Most of the National Commission of Audit’s proposals are unsurprising from a review team run by the Business Council of Australia: low-income earners, foreign aid recipients, students, carers, Newstart recipients, public servants and, eventually, future generations of pensioners, are all targeted. Challenged by The Australian’s David Crowe at his press conference on why the burden of his recommendations fell on low- and middle-income earners, commission chairman Tony Shepherd struggled to identify recommendations that would harm high-income earners.
And in a sort of grace note of malice, homelessness is proposed to be abandoned entirely as an issue of Commonwealth interest, while the review carefully proposes that savings from the paid parental leave levy be directed to funding nannies.
But what is surprising is the very back-to-the-future tone of the commission’s take on federalism. This isn’t your father’s “competitive federalism”, but your great-grandfather’s, harking back to a time before World War II when the states had income tax powers and much greater sovereignty.
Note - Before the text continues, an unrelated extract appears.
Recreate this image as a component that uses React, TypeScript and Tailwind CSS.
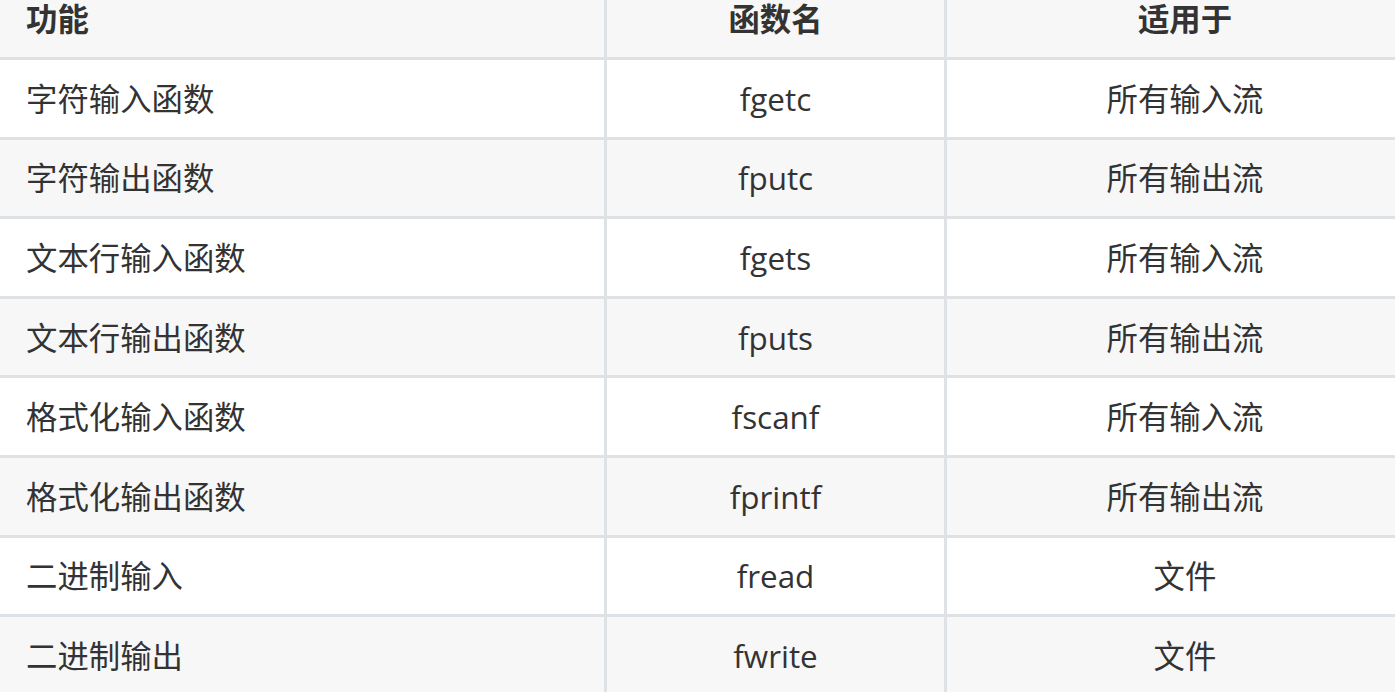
const rows: [string, string, string][] = [
  ['字符输入函数', 'fgetc', '所有输入流'],
  ['字符输出函数', 'fputc', '所有输出流'],
  ['文本行输入函数', 'fgets', '所有输入流'],
  ['文本行输出函数', 'fputs', '所有输出流'],
  ['格式化输入函数', 'fscanf', '所有输入流'],
  ['格式化输出函数', 'fprintf', '所有输出流'],
  ['二进制输入', 'fread', '文件'],
  ['二进制输出', 'fwrite', '文件'],
];

const font = { fontFamily: '"Open Sans", "Noto Sans CJK SC", sans-serif' };

export default function App() {
  return (
    <div className="w-[1395px] h-[692px] overflow-hidden bg-white text-[#333333] text-[31.4px]" style={font}>
      <div className="w-[1423px]">
        {/* header (top is scrolled off) */}
        <div className="flex h-[60px] bg-[#f7f7f7] border-b-[3px] border-[#dfe2e5] font-bold leading-[38px]">
          <div className="w-[607px] shrink-0 border-r-[3px] border-[#dfe2e5] pl-[26px]">功能</div>
          <div className="w-[340px] shrink-0 border-r-[3px] border-[#dfe2e5] text-center">函数名</div>
          <div className="w-[476px] shrink-0 text-center">适用于</div>
        </div>
        {rows.map((r, i) => (
          <div
            key={i}
            className={`flex h-[79.6px] border-b-[3px] border-[#dfe2e5] items-stretch ${i % 2 === 0 ? 'bg-white' : 'bg-[#f7f7f7]'}`}
          >
            <div className="w-[607px] shrink-0 border-r-[3px] border-[#dfe2e5] pl-[26px] flex items-center">{r[0]}</div>
            <div className="w-[340px] shrink-0 border-r-[3px] border-[#dfe2e5] flex items-center justify-center">{r[1]}</div>
            <div className="w-[476px] shrink-0 flex items-center justify-center">{r[2]}</div>
          </div>
        ))}
      </div>
    </div>
  );
}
It’s an attempt to address the basic flaw of competitive federalism in Australia, that voters simply won’t let the Commonwealth withdraw from service provision politics while it has ultimate control of the purse strings — there will always be an imperative for a federal politician to intervene to fix a problem in health or education if they have a funding role. The instinct to Do Something runs deep in both voters and politicians.
The commission proposes to short-circuit that instinct by stripping the Commonwealth of a large block of its revenue, handing the states their own source of personal income tax, dramatically reducing Commonwealth grants and strictly limiting those that remain. The result would be a significantly curtailed capacity for the Commonwealth to Do Anything. In areas like education, the states would have a free hand to spend as little or as much as they wanted and run their education systems as they saw fit; in health, they would have to report much less on their existing funding.
Indeed, one of the minor themes of the report is an abandonment of reporting requirements — doubtless seen as irksome red tape by the business mind — in keys areas like health and education. This runs contrary to the centralising impulse of both sides of federal politics of recent decades, but in particular the focus of the Gillard government on constantly lifting reporting requirements on the states so that “customers” of state government services could see the quality of the services they were being provided via their local schools or hospitals, and respond accordingly.
Under the commission’s preferred model, there’d be no need for, say, parents to know how their local hospital was performing because competition between the states and political pressure would constantly pressure the states to provide the best possible services. At least, that’s the theory. Tony Shepherd wants to see a “level of competition” between states on income tax, presumably with the idea that more efficient states would prove more attractive to taxpayers.
The political reality is that it will never happen, not merely because federal politicians won’t want to lose that power, but states might not necessarily want that power either, although the revenue would be enormously attractive. But it’s an honest effort from one point of view to solve what is perceived as a major problem. Shepherd appears to have been motivated by serious concerns about the sustainability of current federal arrangements. “I see this as a very serious issue,” he said. “It’s a restriction on growth.”
Without that attempt to rebalance the federation, the overall report is much as one might have expected.